One of the refreshing things about this drama is its wild freedom from the kind of parochial humbuggery brilliantly satirised in Kingsley Amis's Swansea-set Old Devils. A character in the Amis remarks: "Do you know they have wrestling in Welsh now on that new channel? Same as in English oddly except the bugger counts un-dau-tri etc. Then the idiots can go round saying the viewing figures for Welsh language programmes have gone up. To four thousand and eleven." In Thomas's play, such satire collides with surrealism, as in the hero's account of the pub after the match, where the barman, freaked out by the first no-singing silence he's heard in 40 years on an international day, breaks all the glasses, slashes his wrists and dies, whereupon the customers calmly turn on the TV "to see the highlights in a language we didn't understand".

Beginning and ending with the sight of the bald, smiling corpse of the protagonist Carlyle (Dorien Thomas) standing upright like a statue with a gun in one hand and a row of faxed manuscript in the other, the play shows both his desperate need to make "connections" (a word much harped on) and his compulsion to blast them apart, a tendency that climaxes in his suicide. Thomas to a degree shares Carlyle's cultural aspirations. The fact that he makes this semi-surrogate a deluded smackhead whose garbled writings spew from a fax and who winds up topping himself is a measure of the self-debunking irony that aerates Song.
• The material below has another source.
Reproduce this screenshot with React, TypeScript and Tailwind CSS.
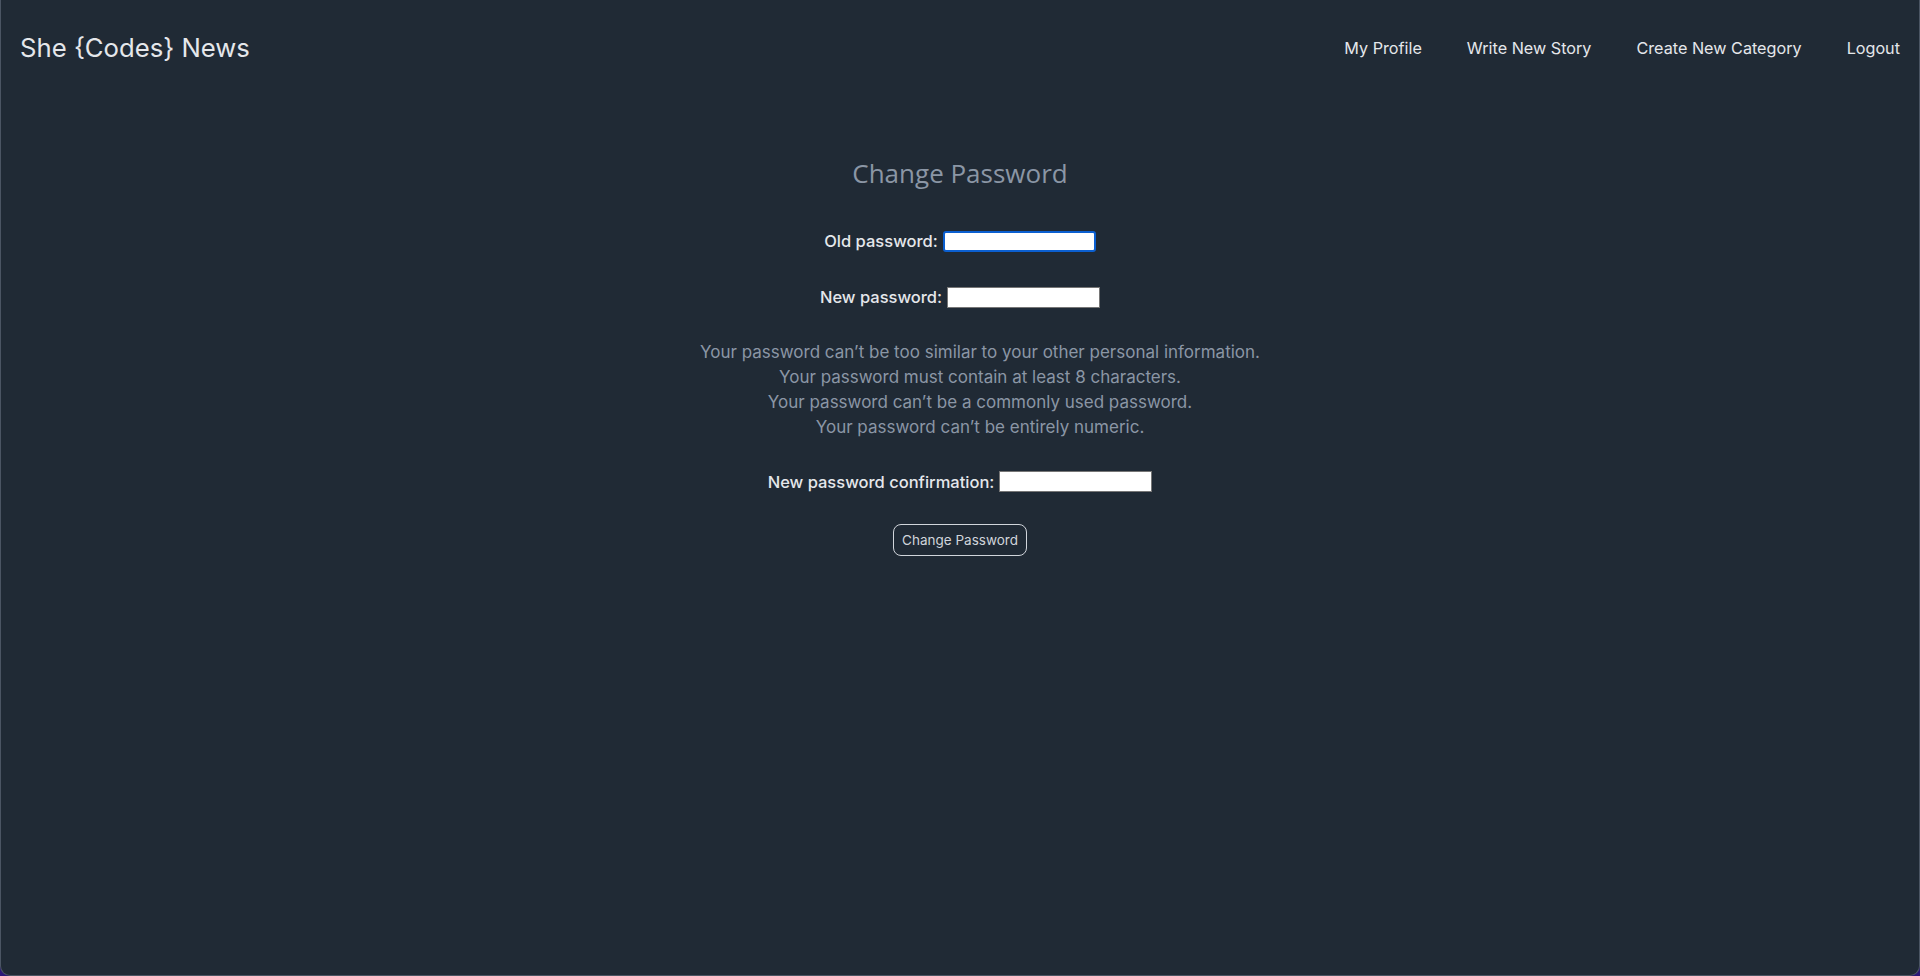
import { useState } from "react";

const navLinks = ["My Profile", "Write New Story", "Create New Category", "Logout"];

const hints = [
  "Your password can’t be too similar to your other personal information.",
  "Your password must contain at least 8 characters.",
  "Your password can’t be a commonly used password.",
  "Your password can’t be entirely numeric.",
];

function Field({ label, autoFocus }: { label: string; autoFocus?: boolean }) {
  const [value, setValue] = useState("");
  return (
    <label className="flex items-center gap-[5px] text-[16.5px] font-medium text-[#e5e7eb]">
      <span>{label}</span>
      <input
        type="password"
        autoFocus={autoFocus}
        value={value}
        onChange={(e) => setValue(e.target.value)}
        className={
          autoFocus
            ? "h-[21px] w-[153px] rounded-[3px] border-2 border-[#0b5fd0] bg-white px-[2px] text-[13px] text-black outline-none"
            : "h-[21px] w-[153px] border border-[#767676] bg-white px-[2px] text-[13px] text-black outline-none"
        }
      />
    </label>
  );
}

export default function App() {
  return (
    <div className="h-screen w-full bg-[#2c1877]">
      <div className="flex h-full w-full flex-col rounded-b-[10px] border-x border-b border-[#4b5563] bg-[#202a35] font-['Inter',sans-serif]">
        <header className="flex h-[96px] items-center justify-between px-[19px]">
          <a className="text-[25.7px] text-[#e5e7eb]">She {"{Codes}"} News</a>
          <nav className="flex items-center gap-[45px] text-[16.2px] text-[#e5e7eb]">
            {navLinks.map((l) => (
              <a key={l}>{l}</a>
            ))}
          </nav>
        </header>

        <main className="flex flex-col items-center">
          <h1 className="mt-[61px] font-['Open_Sans',sans-serif] text-[26px] leading-[32px] text-[#8b96a5]">
            Change Password
          </h1>
          <form className="flex flex-col items-center" onSubmit={(e) => e.preventDefault()}>
            <div className="mt-[40px]">
              <Field label="Old password:" autoFocus />
            </div>
            <div className="mt-[31px]">
              <Field label="New password:" />
            </div>
            <ul className="mt-[30px] flex flex-col items-center pl-[40px] text-[17px] leading-[25px] text-[#8b96a5]">
              {hints.map((h) => (
                <li key={h}>{h}</li>
              ))}
            </ul>
            <div className="mt-[30px]">
              <Field label="New password confirmation:" />
            </div>
            <button
              type="submit"
              className="mt-[30px] h-[32px] rounded-[8px] border border-[#d1d5db] px-[8px] text-[13.5px] text-[#d1d5db]"
            >
              Change Password
            </button>
          </form>
        </main>
      </div>
    </div>
  );
}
The loopy, dark humour is projected with tremendous chutzpah by the cast of three, with Richard Lynch and Russell Gomer versatilely playing the bell boy and night porter of the cod Hotel Angel where Carlyle fetches up, and all the other figments in his fantasy. Often the chaotic verbal comedy seems radio-inspired and it gets side-tracked into riffs of exuberant, eccentric irrelevance, as when the night porter talks of never sitting on toilet seats since the day he sat on one as a child and heard a cat purring down the bog. But in a work obsessed by "connecting", there is also a strange lattice-work of correspondences that seem too private for an assured interpretation. What's the link, say, between theepisode when a drug-confused Carlyle sodomises a friend who happens to be wearing his deceased lover's miniskirt, and the climactic account of his father falling down dead when discovered wearing his mother's clothes?